On December 24, 2025 — the day Depot’s CTO responded to my sponsorship request — Buckaroo’s CI had 3 jobs: lint, Python tests, and a wheel build.

Since then I’ve added 20 new jobs:

6 Playwright integration suites — Storybook, JupyterLab, Marimo, WASM Marimo, Server, and Static Embed. These catch real bugs — “it renders in Jupyter but is blank in Marimo” is the kind of thing I don’t want to eyeball on every PR.
Python tests across 4 versions with two dependency strategies (min pinned + max latest) — 8 matrix jobs total
MCP integration tests — verifying the MCP server works against the built wheel
Smoke tests for each optional extras group
Styling screenshot comparisons — before/after captures on every PR
Docs build + link checker
TestPyPI publish on every PR with an install command in the PR comment

The critical path completes in about 4 minutes on Depot. The Windows job runs longer but is non-blocking (continue-on-error: true).

Testing against dependency versions¶

Depending on pandas, PyArrow, and polars simultaneously is tricky. A new pandas release can change default string dtype behavior. A polars update can change how Duration columns serialize. PyArrow versions affect Parquet compatibility.

Buckaroo runs two sets of test suites: the regular suite tests against the minimum pinned versions in pyproject.toml, and the “Max Versions” suite tests against the latest releases of every dependency. This runs across Python 3.11 through 3.14. The goal is to catch compatibility issues before users do.

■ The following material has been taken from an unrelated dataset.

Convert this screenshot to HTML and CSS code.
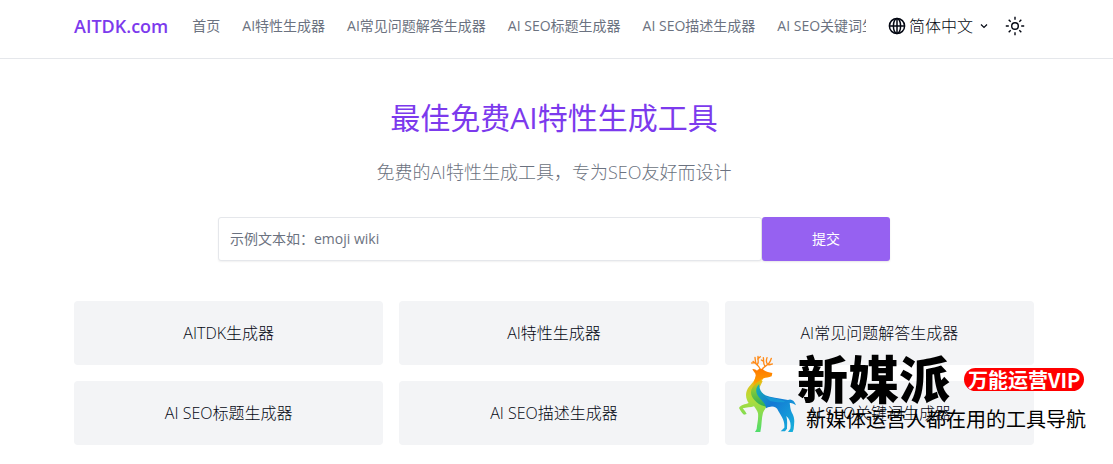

This strategy only works if the test suite is fast enough to run both configurations on every push. On slow CI, you’d run one and hope for the best.

The scariest part¶

The scariest part of switching to Depot wasn’t Depot itself — it was that their open source program requires a GitHub organization. Buckaroo lived at paddymul/buckaroo under my personal account. To use Depot I had to create the buckaroo-data organization and transfer the repository there.

I was terrified of losing my GitHub stars. That sounds vain, but stars are the main signal to potential users that a project is real. Losing them would set the project back.

It turns out GitHub’s repository transfer preserves everything — stars, issues, pull requests, forks, watchers. It even sets up URL redirects from the old path. The transfer itself took seconds. But I didn’t know that going in, and I spent more time worrying about it than about any technical aspect of the Depot migration.

If you’re in the same situation: do the transfer. You won’t lose anything.

What I’d tell other open source maintainers¶

If your CI takes more than 5 minutes and you’ve been meaning to fix it but haven’t, Depot’s open source sponsorship program is worth applying to. The switch is straightforward — change the runs-on label in your workflow YAML, everything else stays the same. If you need to create an organization and transfer your repo, that’s painless too — stars and all metadata carry over.

The real value isn’t raw speed — individual jobs run at about the same pace. It’s that your jobs all start at once instead of queueing. That consistency changes your behavior. You push more often, you test more things, you catch problems earlier. Slow CI is a tax on every decision you make. Removing that tax compounds.